Thursday, 31 October 2013

In total 9 interviews done, Mecca party and a dangerous taxi ride!


When I finished my last blog post last Saturday, I went to the house of Bijou for lunch. The mother of Bijou made Thiebou Dieune, a delicious traditional Senegalese rice and fish dish. It’s one of my favourite Senegalese dishes! If you are interested in the recipe, click here! :p

Bijou’s mother in the kitchen. 
Lunch is ready!
Since her mother calls me ‘daugther’, the sister of her mother is now my ‘auntie’. After lunch, she made a nice cup of Senegalese tea for me.

My ‘auntie’ making me a cup of tea.
On Sunday, I worked in the morning on the transcription of an interview. In the afternoon the mother of Bijou invited me to join her to her friend, who just came back from her Hajj (pilgrimage) to Mecca. This religious duty must be carried out by every able-bodied Muslim once in his or her lifetime. The state of being physically and financially capable of performing the Hajj is called istita'ah and a Muslim who fulfils this condition is called a mustati. However, many people here in Africa cannot afford the trip to Mecca it is considered here something very special (and worth a party)! ;-) I felt very honored that I was invited to this party! There were many people, family and friends, all dressed up, and in a great mood. When we arrived, I received a small cup filled with water, and I understood that this was holy water the lady brought all the way from Mecca. I had to drink it and afterwards I had to pray. Of course, no party without food and after a few hours, dinner was served. Men stayed in the living room to eat and the women moved to the bedroom to enjoy the food there.

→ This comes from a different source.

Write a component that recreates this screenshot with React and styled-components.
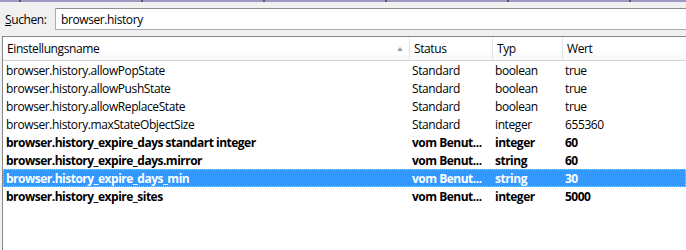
import React from 'react';
import styled, { createGlobalStyle } from 'styled-components';

const GlobalStyle = createGlobalStyle`
  html, body {
    margin: 0;
    padding: 0;
    background: #f0f0f0;
    height: 100%;
    overflow: hidden;
  }
  body {
    font-family: 'Open Sans', 'Noto Sans', sans-serif;
    font-size: 12px;
    letter-spacing: -0.4px;
    color: #000;
  }
  #root {
    height: 100%;
  }
`;

const Page = styled.div`
  height: 250px;
  display: flex;
  flex-direction: column;
`;

const TabStrip = styled.div`
  height: 2px;
  flex: none;
  background: repeating-linear-gradient(
    to right,
    #9b9bc4 0,
    #9b9bc4 19px,
    #555a66 19px,
    #555a66 21px,
    #9b9bc4 21px,
    #9b9bc4 122px
  );
`;

const SearchRow = styled.div`
  display: flex;
  align-items: center;
  padding: 6px 0 0 5px;
  flex: none;
`;

const Label = styled.label`
  width: 50px;
  flex: none;

  u {
    text-decoration: underline;
  }
`;

const SearchBox = styled.div`
  flex: 1;
  height: 20px;
  background: #fff;
  border: 1px solid #abadb3;
  border-top-color: #8e8f8f;
  border-right: none;
  display: flex;
  align-items: center;
  padding-left: 5px;
`;

const Tree = styled.div`
  flex: 1;
  margin: 6px 0 0 2px;
  background: #fff;
  border: 1px solid #828790;
  border-right: none;
  border-bottom: none;
`;

const cols = '406px 83px 70px 1fr';

const Header = styled.div`
  display: grid;
  grid-template-columns: ${cols};
  height: 23px;
  background: linear-gradient(#ffffff, #ffffff 60%, #f7f8fa);
  border-bottom: 1px solid #d5d5d5;
`;

const HeadCell = styled.div`
  position: relative;
  display: flex;
  align-items: center;
  padding-left: 4px;
  border-left: ${(p) => (p.first ? 'none' : '1px solid #e3e4e6')};
`;

const SortArrow = styled.span`
  position: absolute;
  right: 6px;
  top: 10px;
  width: 0;
  height: 0;
  border-left: 3.5px solid transparent;
  border-right: 3.5px solid transparent;
  border-bottom: 4px solid #97a5b8;
`;

const Row = styled.div`
  display: grid;
  grid-template-columns: ${cols};
  height: 18px;
  align-items: center;
  font-weight: ${(p) => (p.modified ? 700 : 400)};
  letter-spacing: ${(p) => (p.modified ? '-0.5px' : '-0.4px')};
  background: ${(p) => (p.selected ? '#3399ff' : 'transparent')};
  color: ${(p) => (p.selected ? '#fff' : '#000')};
  outline: ${(p) => (p.selected ? '1px dotted #e9c36b' : 'none')};
  outline-offset: -1px;
`;

const Cell = styled.div`
  padding-left: ${(p) => (p.first ? '3px' : '2px')};
  white-space: nowrap;
  overflow: hidden;
  margin-left: ${(p) => (p.first ? '0' : '1px')};
`;

const prefs = [
  ['browser.history.allowPopState', 'Standard', 'boolean', 'true'],
  ['browser.history.allowPushState', 'Standard', 'boolean', 'true'],
  ['browser.history.allowReplaceState', 'Standard', 'boolean', 'true'],
  ['browser.history.maxStateObjectSize', 'Standard', 'integer', '655360'],
  ['browser.history_expire_days standart integer', 'vom Benut...', 'integer', '60', true],
  ['browser.history_expire_days.mirror', 'vom Benut...', 'string', '60', true],
  ['browser.history_expire_days_min', 'vom Benut...', 'string', '30', true, true],
  ['browser.history_expire_sites', 'vom Benut...', 'integer', '5000', true],
];

const App = () => (
  <>
    <GlobalStyle />
    <Page>
      <TabStrip />
      <SearchRow>
        <Label>
          <u>S</u>uchen:
        </Label>
        <SearchBox>browser.history</SearchBox>
      </SearchRow>
      <Tree>
        <Header>
          <HeadCell first>
            Einstellungsname
            <SortArrow />
          </HeadCell>
          <HeadCell>Status</HeadCell>
          <HeadCell>Typ</HeadCell>
          <HeadCell>Wert</HeadCell>
        </Header>
        {prefs.map(([name, status, type, value, modified, selected]) => (
          <Row key={name} modified={modified} selected={selected}>
            <Cell first>{name}</Cell>
            <Cell>{status}</Cell>
            <Cell>{type}</Cell>
            <Cell>{value}</Cell>
          </Row>
        ))}
      </Tree>
    </Page>
  </>
);

export default App;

On Monday I had two appointments for interviews. The first one with a politician, the second one with the Directrice of the Family Ministry. Bijou joined me to both interviews and translated from French to English. This was the first time, because the previous interviews were with people who could speak English so I conducted them myself. I found out that she has a lot of experience as an interpreter, she worked for several NGOs like No Peace Without Justice and she really did a good job! I was so happy it went well! We had lunch in between the two interviews on Monday. After lunch, we called more than 10 people to ask if they would like to participate in my research. 

Enjoying our Turkish kebab! 
On Tuesday we had another interview with a professor at the University of Dakar, who in 1999 developed the law against FGM/C and he conducted a study about the implementation of the law in 2010. He was very knowledgeable about my topic and provided a lot of interesting information! :D Yesterday I had an interview with a policy officer at the Family Ministry.

I worked on Tuesday and Wednesday at the Embassy, in between my interviews. Apart from calling and e-mailing people to make appointments for interviews, I studied this week the Senegalese constitution, I analyzed the most recent Demographic and Health Survey (DHS) of 2012-2013 and I even started writing my chapter!

Working in my office at the Embassy.  
Everything is going well, I conducted 9 interviews up to now and I am satisfied how it is going. All interviewees provided me with a lot of information, interesting insights and arguments, they are so valuable for my research!  As I told Rianne (my supervisor) last night on skype, I already learned so much in the past 5 weeks! I would have never been able to learn this from the books. I just have to experience it myself and to be here, to really understand the complexities of the cultural practice FGM/C. This morning I sat in a taxi, on the Route de la Corniche Ouest on my way to the city center, I stared out the window, overlooking the Atlantic Ocean, and I thought: “This is just too good to be true. Do I really get paid to do this?” I feel extremely honoured that I am able to do this research. I am 100% motivated and eager to learn more!

Haha, when talking about taxi rides… I am usually not so picky when I take a taxi, to be honest I jump in every taxi that stops in front of me. It happened to me already a few times the taxi tstopped in the middle of the road and that it had to be pushed to the side of the road. Or that the taxi driver removed the key from the ignition while the car was still driving (50 km/h)! Or that I had to hold the door, during the trip, otherwise it would fell out. And I had quite a bumpy ride when I took a taxi with one wheel a different size than the other three. However, the taxi I took yesterday was quite an extreme example in my taxi-adventures, because it had too much clearance on his wheel and at the same time the break was not really working! Look at this short movie below, and keep in mind that we only drove straight (as you can see when taking a look at the car left) ;-) I was so happy when I arrived at the Embassy safely, Inshallah. ;-)



And now... I am going to relax… The upcoming 10 days I will enjoy a vacation with my love! In a few hours I will pick Erik up from the airport. I have been restless all day and I really can wait to see him!!! It is time to do some real tourist-stuff: read a book at the swimming pool, drink a cocktail at the beach, discover Dakar’s nightlife and visit the Sine Saloum Delta! 

I am soooooo looking forward!  

With love,

Annemarie

Ps: Sorry interns (Alina, Maria, Sofia and Jason), I really feel guilty that you continue to work on the transcripts and your other research assignments, while I will enjoy 10 days of vacation... I am so sorry! I appreciate your hard work and enthusiasm!